Update: there actually are some ways to detect non-mechanical drives:
http://stackoverflow.com/questions/9273373/tell-if-a-path-refers-to-a-solid-state-drive-with-winapi
http://stackoverflow.com/questions/23363115/detecting-ssd-in-windows

MVV · Post by *MVV » 2015-11-26, 16:39 UTC

Just try to compare files from solid rar archives with TC's "Synchronize dirs" function, where TC uses SHA-1.
I barely get more than ~140 MB/s on my test system, even though the SSD would easily reach ~400 MB/s.

I think that the bottleneck in such case is RAR decompressor.

milo1012 · Post by *milo1012 » 2015-11-26, 17:31 UTC

MVV wrote:I think that the bottleneck in such case is RAR decompressor

No.
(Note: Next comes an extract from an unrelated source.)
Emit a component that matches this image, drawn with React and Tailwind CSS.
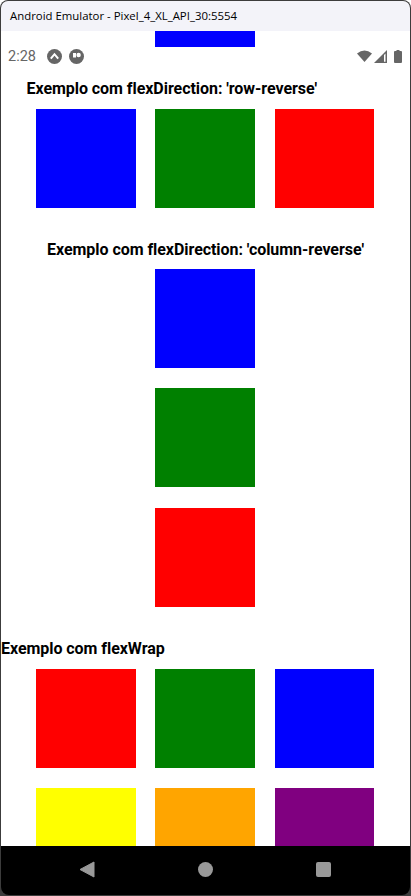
import React from 'react';

const Box = ({ color }) => <div className={`w-[99.5px] h-[99px] shrink-0 ${color}`} />;

const Row = ({ colors, className = '' }) => (
  <div className={`flex pl-[35px] gap-[19.9px] ${className}`}>
    {colors.map((color, i) => (
      <Box key={i} color={color} />
    ))}
  </div>
);

const Heading = ({ children, className = '' }) => (
  <h2 className={`text-[16px] leading-[22px] font-bold tracking-[-0.05px] text-black ${className}`}>{children}</h2>
);

const StatusBar = () => (
  <div className="absolute left-0 right-0 top-[16px] h-[18px] flex items-center justify-between pl-[7px] pr-[8px] text-[#666666]">
    <div className="flex items-center gap-[7px]">
      <span className="text-[14.5px] leading-[18px] mr-[4px] pt-[1px]">2:28</span>
      <svg width="15" height="15" viewBox="0 0 15 15">
        <circle cx="7.5" cy="7.5" r="7.5" fill="#666666" />
        <path d="M3.8 9.6 L7.5 5.2 L11.2 9.6" fill="none" stroke="#fff" strokeWidth="2" />
      </svg>
      <svg width="15" height="15" viewBox="0 0 15 15">
        <circle cx="7.5" cy="7.5" r="7.5" fill="#666666" />
        <path d="M4 4 H7 V8.5 H4 Z" fill="#fff" />
        <circle cx="9.6" cy="6" r="2.2" fill="#fff" />
      </svg>
    </div>
    <div className="flex items-center gap-[2px]">
      <svg width="15" height="12" viewBox="0 0 15 12">
        <path d="M0 3.6 Q7.5 -2.4 15 3.6 L7.5 12 Z" fill="#666666" />
      </svg>
      <svg width="13" height="13" viewBox="0 0 13 13">
        <path d="M13 0 V13 H0 Z" fill="#666666" />
        <path d="M11.5 3.6 V11.8 H10 V5 Z" fill="#fff" />
      </svg>
      <svg width="8" height="13" viewBox="0 0 8 13" className="ml-[5px]">
        <path d="M2.5 0 H5.5 V1 H7 Q8 1 8 2 V12 Q8 13 7 13 H1 Q0 13 0 12 V2 Q0 1 1 1 H2.5 Z" fill="#666666" />
      </svg>
    </div>
  </div>
);

const NavBar = () => (
  <div className="h-[49px] bg-black flex items-center justify-between pl-[78px] pr-[79px] pb-[3px] rounded-b-[8px] shrink-0">
    <svg width="16" height="17" viewBox="0 0 16 17">
      <path d="M15 1 V16 L1 8.5 Z" fill="#999999" stroke="#999999" strokeLinejoin="round" />
    </svg>
    <div className="w-[15px] h-[15px] rounded-full bg-[#999999]" />
    <div className="w-[15px] h-[15px] rounded-[2px] bg-[#999999]" />
  </div>
);

export default function App() {
  return (
    <div className="w-[411px] h-[896px] bg-[#3c3c3c] p-[1px] flex flex-col overflow-hidden rounded-t-[8px] font-['Roboto',sans-serif]">
      <div className="h-[30px] shrink-0 bg-[#f3f3f9] rounded-t-[7px] pl-[9px] flex items-center text-[11.4px] text-black font-['Open_Sans',sans-serif]">
        Android Emulator - Pixel_4_XL_API_30:5554
      </div>
      <div className="relative flex-1 bg-white overflow-hidden min-h-0">
        <div className="pl-[154.4px]">
          <div className="w-[99.5px] h-[16px] bg-[#0000ff]" />
        </div>
        <Heading className="mt-[31px] pl-[25.5px]">Exemplo com flexDirection: 'row-reverse'</Heading>
        <Row className="mt-[9px]" colors={['bg-[#0000ff]', 'bg-[#008000]', 'bg-[#ff0000]']} />
        <Heading className="mt-[31px] text-center">Exemplo com flexDirection: 'column-reverse'</Heading>
        <div className="mt-[8px] flex flex-col items-start pl-[154.4px] gap-[20.4px]">
          <Box color="bg-[#0000ff]" />
          <Box color="bg-[#008000]" />
          <Box color="bg-[#ff0000]" />
        </div>
        <Heading className="mt-[31.5px]">Exemplo com flexWrap</Heading>
        <Row className="mt-[9px]" colors={['bg-[#ff0000]', 'bg-[#008000]', 'bg-[#0000ff]']} />
        <Row className="mt-[20px]" colors={['bg-[#ffff00]', 'bg-[#ffa500]', 'bg-[#800080]']} />
        <StatusBar />
      </div>
      <NavBar />
    </div>
  );
}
The first file is decompressed, and the hash is calculated after that (you can see it by the lower status bar).
Then the second file is decompressed, and that hash will be calculated.
I measured e.g. ~15 seconds for a 2GB file repeatedly, just for the hash calculation, and not counting decompression.

It's the typical calculation performance for SHA-1, as you can also see by my linked article.
I doubt that you would ever get much faster than ~200 MB/s on current machines, even with optimized code.

And yes, this is the same hash function that is optionally used for duplicates search.

maverick1999 · Post by *maverick1999 » 2015-11-28, 06:53 UTC

For SSD the bottleneck could be the hash function but I could hardly call it a bottleneck.
At most a slowdown, and you could just use a faster hash.

For mechanical HDD the issue stands.
I can just hope checksum and larger buffer features can make it into next TC.